Wavey Garms
Last weekend a friend of my beloved told me I was “dating my own reflection”. “Doppelbangers”. It’s not the first time someone as made this hilarious observation, as everyone from our friends to my mum has taken pleasure in pointing out all our similarities. On a recent date a barman asked us if we were related.
Much as I do love self, vain as I am etc etc, I am really not on board with the assertion that I have decided to date my mirror image. I cannot deny that the two of us are white, brunette, of a similar height, weight and hairstyle... But the same is true for no small proportion of my office. I think the key clincher here is that a year ago no-one would have commented on our uncanny mutual resemblance, because the defining similarity here is not of appearance but of aesthetic: we dress the same.
Up until the beginning of this year I had found myself increasingly disenchanted with my general looks. It probably had root in being bereaved and depressed when I first started university; I was barely leaving my room and subconsciously felt like noone was looking at me anyway, so I found it easier not to care. It seemed inevitable that making an effort with my appearance could yield little reward, and dressing comfortably in baggy jumpers and Converse was a lot simpler than risking looking in the mirror. And yes, perhaps this attitude is better than agonising over what to put on every morning a la Clueless, or my entire income going straight into my wardrobe, but it’s also really not much fun. Not being particularly fussed with what you look like can certainly indicate an unshakeable self-confidence and freedom from the weight of other people’s opinions, but it can also mean the exact opposite; despairing over your ability to look good to the point of complete apathy.

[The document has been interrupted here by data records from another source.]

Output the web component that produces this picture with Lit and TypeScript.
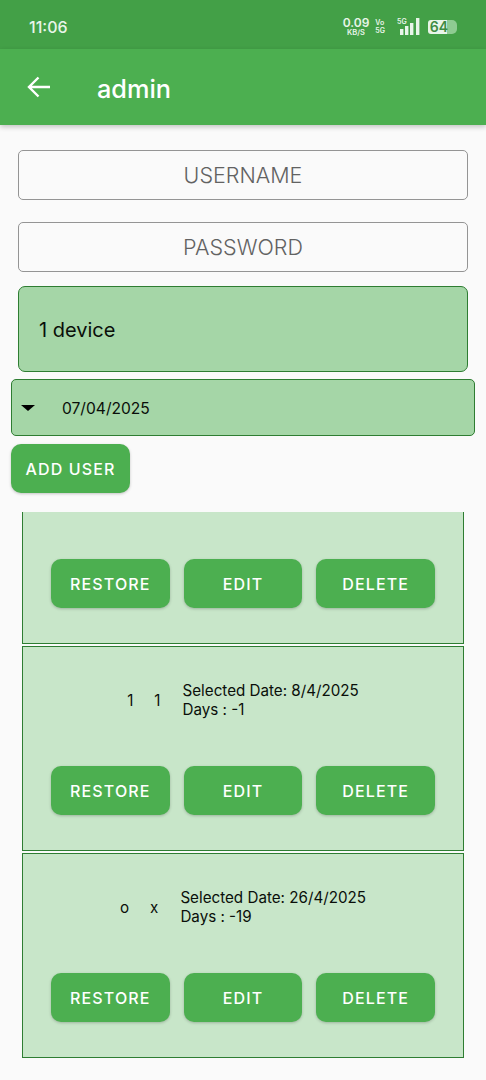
import { LitElement, html, css, svg } from "lit";
import { customElement } from "lit/decorators.js";

const cards = [
  { a: "", b: "", date: "", days: "" },
  { a: "1", b: "1", date: "Selected Date: 8/4/2025", days: "Days : -1" },
  { a: "o", b: "x", date: "Selected Date: 26/4/2025", days: "Days : -19" },
];

@customElement("app-root")
export class AppRoot extends LitElement {
  static styles = css`
    :host { display: block; width: 486px; height: 1080px; background: #fafafa; font-family: Inter, "Noto Sans", sans-serif; overflow: hidden; color: #0a0f0a; }
    .status { height: 49px; background: #43a047; display: flex; align-items: center; justify-content: space-between; padding: 5px 29px 0 29px; box-sizing: border-box; color: #e8f5e9; }
    .time { font-size: 16px; font-weight: 500; }
    .sys { display: flex; align-items: center; gap: 6px; }
    .speed { display: flex; flex-direction: column; align-items: center; font-weight: 600; font-size: 12px; line-height: 10px; }
    .speed small { font-size: 7.5px; line-height: 7px; margin-top: 1px; }
    .vo { display: flex; flex-direction: column; font-size: 7px; line-height: 8px; font-weight: 600; margin-right: 6px; }
    .net { position: relative; width: 24px; height: 18px; margin-right: 1px; }
    .net span { position: absolute; left: 0; top: -1px; font-size: 7px; font-weight: 600; }
    .batt { width: 29px; height: 14px; display: flex; position: relative; }
    .batt b { position: absolute; right: 9px; top: 0; color: #3d8b42; font-size: 14px; font-weight: 600; line-height: 14px; }
    .batt .fill { width: 19px; background: #e8f5e9; border-radius: 3px 0 0 3px; }
    .batt i { width: 10px; background: #8fcb92; border-radius: 0 5px 5px 0; }
    .bar { height: 76px; background: #4caf50; display: flex; align-items: center; padding-left: 26px; gap: 47px; box-shadow: 0 2px 5px rgba(0,0,0,.22); position: relative; color: #fff; font-size: 25.3px; font-weight: 500; box-sizing: border-box; }
    .bar svg { display: block; }
    .bar span { padding-top: 2px; }
    .form { display: flex; flex-direction: column; padding: 25px 11px 0; }
    .input { margin: 0 7px 21.5px; height: 50px; box-sizing: border-box; border: 1px solid #949494; border-bottom-width: 1.5px; border-radius: 5px; display: flex; align-items: center; justify-content: center; color: #626262; font-size: 21.5px; font-weight: 300; }
    .input + .input { margin-bottom: 14.5px; border-bottom-width: 1px; }
    .spinner { margin: 0 7px 7px; height: 86px; box-sizing: border-box; background: #a5d6a7; border: 1px solid #2e7d32; border-radius: 7px; display: flex; align-items: center; padding: 2px 0 0 20px; font-size: 20px; }
    .date { height: 57px; box-sizing: border-box; background: #a5d6a7; border: 1px solid #2e7d32; border-radius: 5px; display: flex; align-items: center; padding: 1px 0 0 9px; gap: 27px; font-size: 15.6px; margin-bottom: 8px; }
    .caret { width: 0; height: 0; border-left: 7px solid transparent; border-right: 7px solid transparent; border-top: 6px solid #000; }
    .btn { background: #4caf50; color: #fff; border-radius: 10px; height: 49px; display: flex; align-items: center; justify-content: center; font-size: 16px; font-weight: 500; letter-spacing: 1.15px; box-shadow: 0 1px 3px rgba(0,0,0,.22); }
    .add { width: 119px; }
    .list { margin: 19px 22px 0; height: 546px; display: flex; flex-direction: column; justify-content: flex-end; gap: 2px; overflow: hidden; }
    .card { flex: none; height: 205px; box-sizing: border-box; background: #c8e6c9; border: 1px solid #2e7d32; display: flex; flex-direction: column; }
    .info { flex: none; height: 119px; display: flex; align-items: center; justify-content: center; font-size: 15.2px; line-height: 19px; padding: 0 1px 13px 0; box-sizing: border-box; }
    .names { display: flex; gap: 21px; margin-right: 22px; padding-left: 1px; }
    .actions { display: flex; justify-content: center; gap: 14px; }
    .actions .btn { width: 118.7px; }
  `;

  render() {
    return html`
      <div class="status">
        <span class="time">11:06</span>
        <div class="sys">
          <div class="speed">0.09<small>KB/S</small></div>
          <div class="vo"><span>Vo</span><span>5G</span></div>
          <div class="net"><span>5G</span>
            <svg width="24" height="18" viewBox="0 0 24 18" fill="#e8f5e9">
              ${svg`<rect x="3" y="11" width="3.4" height="6"/><rect x="8" y="8" width="3.4" height="9"/><rect x="13" y="5" width="3.4" height="12"/><rect x="19" y="0" width="3.4" height="17"/>`}
            </svg>
          </div>
          <div class="batt"><span class="fill"></span><i></i><b>64</b></div>
        </div>
      </div>
      <div class="bar">
        <svg width="24" height="24" viewBox="0 0 24 24" fill="none" stroke="#fff" stroke-width="2.4"><path d="M24 12H3M12.5 2.5 3 12l9.5 9.5"/></svg>
        <span>admin</span>
      </div>
      <div class="form">
        <div class="input">USERNAME</div>
        <div class="input">PASSWORD</div>
        <div class="spinner">1 device</div>
        <div class="date"><span class="caret"></span><span>07/04/2025</span></div>
        <div class="btn add">ADD USER</div>
      </div>
      <div class="list">
        ${cards.map((c) => html`
          <div class="card">
            <div class="info">
              ${c.date ? html`<div class="names"><span>${c.a}</span><span>${c.b}</span></div>
              <div>${c.date}<br />${c.days}</div>` : ""}
            </div>
            <div class="actions">
              <div class="btn">RESTORE</div><div class="btn">EDIT</div><div class="btn">DELETE</div>
            </div>
          </div>`)}
      </div>
    `;
  }
}
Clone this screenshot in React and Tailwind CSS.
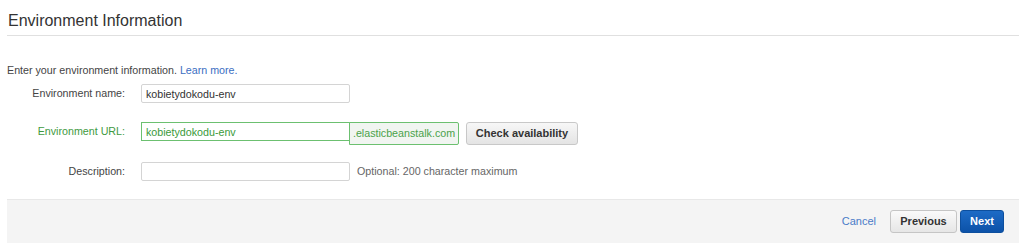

I don’t think any of these truths are self-evident - I simply state them with the benefit of hindsight, wearing the smug opposites of rose-tinted spectacles as I relish feeling aesthetically-pleasing. In my penultimate term at university I bought a pair of heeled boots, and started feeling a lot better about myself. I’ve found clothes I like, that feel good and look good. I got a nose piercing, which is bloody troublesome but made me feel unprecedentedly cool as soon as it went in, and my wardrobe has become an offensive melange of bright colours and too many clashing patterns. I could attribute it all to leaving studenthood behind and forging a new identity for myself, but really the change in attitude is down to a multiplex of reasons (namely losing weight, living with people who go out of their way to tell me how good Im looking all the time, and also, begrudgingly, dating someone who really gives a damn about what they’re wearing).
Either way, life's big question remains: how many wavey garms is too many wavey garms?